EXERCISE DIRECTIONS: The listing below should be written out exactly; please include all of it.

AVAILABLE DATA:
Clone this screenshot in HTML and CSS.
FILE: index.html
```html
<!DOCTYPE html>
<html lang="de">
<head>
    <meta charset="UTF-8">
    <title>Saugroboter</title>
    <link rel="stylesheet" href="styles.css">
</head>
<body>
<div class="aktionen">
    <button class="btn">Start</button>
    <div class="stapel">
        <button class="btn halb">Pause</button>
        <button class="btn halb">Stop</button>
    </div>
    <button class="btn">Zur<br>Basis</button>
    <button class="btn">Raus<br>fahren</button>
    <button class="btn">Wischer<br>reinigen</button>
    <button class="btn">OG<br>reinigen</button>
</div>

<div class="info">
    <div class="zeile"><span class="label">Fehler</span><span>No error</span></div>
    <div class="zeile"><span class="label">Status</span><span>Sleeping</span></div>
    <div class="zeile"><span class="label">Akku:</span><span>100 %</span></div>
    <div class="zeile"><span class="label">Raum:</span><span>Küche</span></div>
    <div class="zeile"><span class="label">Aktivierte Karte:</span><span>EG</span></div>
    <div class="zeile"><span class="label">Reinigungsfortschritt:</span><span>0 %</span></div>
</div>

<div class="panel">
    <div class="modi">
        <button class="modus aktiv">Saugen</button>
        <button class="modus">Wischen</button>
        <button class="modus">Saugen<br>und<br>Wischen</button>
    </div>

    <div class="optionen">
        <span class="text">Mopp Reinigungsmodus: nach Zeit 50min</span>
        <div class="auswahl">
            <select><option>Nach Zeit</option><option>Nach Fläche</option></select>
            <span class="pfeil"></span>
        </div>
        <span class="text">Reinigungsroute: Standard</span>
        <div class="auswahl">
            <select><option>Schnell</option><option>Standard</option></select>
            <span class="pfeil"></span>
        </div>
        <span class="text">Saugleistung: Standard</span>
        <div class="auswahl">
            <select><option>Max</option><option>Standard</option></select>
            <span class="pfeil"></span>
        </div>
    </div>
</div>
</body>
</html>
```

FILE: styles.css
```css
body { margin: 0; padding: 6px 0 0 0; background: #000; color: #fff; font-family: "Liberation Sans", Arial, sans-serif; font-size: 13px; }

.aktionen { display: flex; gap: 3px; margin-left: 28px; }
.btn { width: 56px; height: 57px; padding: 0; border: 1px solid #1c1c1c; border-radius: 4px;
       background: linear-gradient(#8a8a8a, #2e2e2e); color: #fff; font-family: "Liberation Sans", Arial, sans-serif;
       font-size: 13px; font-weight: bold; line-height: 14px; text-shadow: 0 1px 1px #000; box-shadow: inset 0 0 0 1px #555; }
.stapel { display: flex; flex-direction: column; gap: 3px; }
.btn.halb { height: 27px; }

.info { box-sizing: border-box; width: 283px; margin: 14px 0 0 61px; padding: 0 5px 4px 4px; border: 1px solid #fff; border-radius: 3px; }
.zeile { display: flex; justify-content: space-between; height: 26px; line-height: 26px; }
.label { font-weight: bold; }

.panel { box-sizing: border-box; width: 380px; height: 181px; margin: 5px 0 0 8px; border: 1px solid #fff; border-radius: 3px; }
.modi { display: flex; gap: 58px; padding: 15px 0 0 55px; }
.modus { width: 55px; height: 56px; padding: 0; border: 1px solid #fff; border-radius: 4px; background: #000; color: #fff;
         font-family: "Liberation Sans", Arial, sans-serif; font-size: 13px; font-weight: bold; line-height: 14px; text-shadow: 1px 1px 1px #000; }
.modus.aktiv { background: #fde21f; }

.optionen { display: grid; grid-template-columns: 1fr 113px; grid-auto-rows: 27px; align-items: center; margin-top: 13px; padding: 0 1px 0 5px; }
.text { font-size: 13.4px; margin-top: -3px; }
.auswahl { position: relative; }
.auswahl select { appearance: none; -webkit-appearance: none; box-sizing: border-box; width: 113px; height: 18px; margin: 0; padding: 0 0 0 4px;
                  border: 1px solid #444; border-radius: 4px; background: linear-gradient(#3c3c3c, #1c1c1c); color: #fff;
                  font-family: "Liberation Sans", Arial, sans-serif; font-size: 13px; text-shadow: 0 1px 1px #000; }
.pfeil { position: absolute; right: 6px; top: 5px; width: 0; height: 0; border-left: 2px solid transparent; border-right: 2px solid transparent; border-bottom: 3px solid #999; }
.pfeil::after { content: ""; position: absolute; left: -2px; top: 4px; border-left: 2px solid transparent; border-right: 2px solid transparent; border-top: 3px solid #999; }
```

RESPONSE FOR THIS EXERCISE:
Clone this screenshot in HTML and CSS.
FILE: index.html
```html
<!DOCTYPE html>
<html lang="de">
<head>
    <meta charset="UTF-8">
    <title>Saugroboter</title>
    <link rel="stylesheet" href="styles.css">
</head>
<body>
<div class="aktionen">
    <button class="btn">Start</button>
    <div class="stapel">
        <button class="btn halb">Pause</button>
        <button class="btn halb">Stop</button>
    </div>
    <button class="btn">Zur<br>Basis</button>
    <button class="btn">Raus<br>fahren</button>
    <button class="btn">Wischer<br>reinigen</button>
    <button class="btn">OG<br>reinigen</button>
</div>

<div class="info">
    <div class="zeile"><span class="label">Fehler</span><span>No error</span></div>
    <div class="zeile"><span class="label">Status</span><span>Sleeping</span></div>
    <div class="zeile"><span class="label">Akku:</span><span>100 %</span></div>
    <div class="zeile"><span class="label">Raum:</span><span>Küche</span></div>
    <div class="zeile"><span class="label">Aktivierte Karte:</span><span>EG</span></div>
    <div class="zeile"><span class="label">Reinigungsfortschritt:</span><span>0 %</span></div>
</div>

<div class="panel">
    <div class="modi">
        <button class="modus aktiv">Saugen</button>
        <button class="modus">Wischen</button>
        <button class="modus">Saugen<br>und<br>Wischen</button>
    </div>

    <div class="optionen">
        <span class="text">Mopp Reinigungsmodus: nach Zeit 50min</span>
        <div class="auswahl">
            <select><option>Nach Zeit</option><option>Nach Fläche</option></select>
            <span class="pfeil"></span>
        </div>
        <span class="text">Reinigungsroute: Standard</span>
        <div class="auswahl">
            <select><option>Schnell</option><option>Standard</option></select>
            <span class="pfeil"></span>
        </div>
        <span class="text">Saugleistung: Standard</span>
        <div class="auswahl">
            <select><option>Max</option><option>Standard</option></select>
            <span class="pfeil"></span>
        </div>
    </div>
</div>
</body>
</html>
```

FILE: styles.css
```css
body { margin: 0; padding: 6px 0 0 0; background: #000; color: #fff; font-family: "Liberation Sans", Arial, sans-serif; font-size: 13px; }

.aktionen { display: flex; gap: 3px; margin-left: 28px; }
.btn { width: 56px; height: 57px; padding: 0; border: 1px solid #1c1c1c; border-radius: 4px;
       background: linear-gradient(#8a8a8a, #2e2e2e); color: #fff; font-family: "Liberation Sans", Arial, sans-serif;
       font-size: 13px; font-weight: bold; line-height: 14px; text-shadow: 0 1px 1px #000; box-shadow: inset 0 0 0 1px #555; }
.stapel { display: flex; flex-direction: column; gap: 3px; }
.btn.halb { height: 27px; }

.info { box-sizing: border-box; width: 283px; margin: 14px 0 0 61px; padding: 0 5px 4px 4px; border: 1px solid #fff; border-radius: 3px; }
.zeile { display: flex; justify-content: space-between; height: 26px; line-height: 26px; }
.label { font-weight: bold; }

.panel { box-sizing: border-box; width: 380px; height: 181px; margin: 5px 0 0 8px; border: 1px solid #fff; border-radius: 3px; }
.modi { display: flex; gap: 58px; padding: 15px 0 0 55px; }
.modus { width: 55px; height: 56px; padding: 0; border: 1px solid #fff; border-radius: 4px; background: #000; color: #fff;
         font-family: "Liberation Sans", Arial, sans-serif; font-size: 13px; font-weight: bold; line-height: 14px; text-shadow: 1px 1px 1px #000; }
.modus.aktiv { background: #fde21f; }

.optionen { display: grid; grid-template-columns: 1fr 113px; grid-auto-rows: 27px; align-items: center; margin-top: 13px; padding: 0 1px 0 5px; }
.text { font-size: 13.4px; margin-top: -3px; }
.auswahl { position: relative; }
.auswahl select { appearance: none; -webkit-appearance: none; box-sizing: border-box; width: 113px; height: 18px; margin: 0; padding: 0 0 0 4px;
                  border: 1px solid #444; border-radius: 4px; background: linear-gradient(#3c3c3c, #1c1c1c); color: #fff;
                  font-family: "Liberation Sans", Arial, sans-serif; font-size: 13px; text-shadow: 0 1px 1px #000; }
.pfeil { position: absolute; right: 6px; top: 5px; width: 0; height: 0; border-left: 2px solid transparent; border-right: 2px solid transparent; border-bottom: 3px solid #999; }
.pfeil::after { content: ""; position: absolute; left: -2px; top: 4px; border-left: 2px solid transparent; border-right: 2px solid transparent; border-top: 3px solid #999; }
```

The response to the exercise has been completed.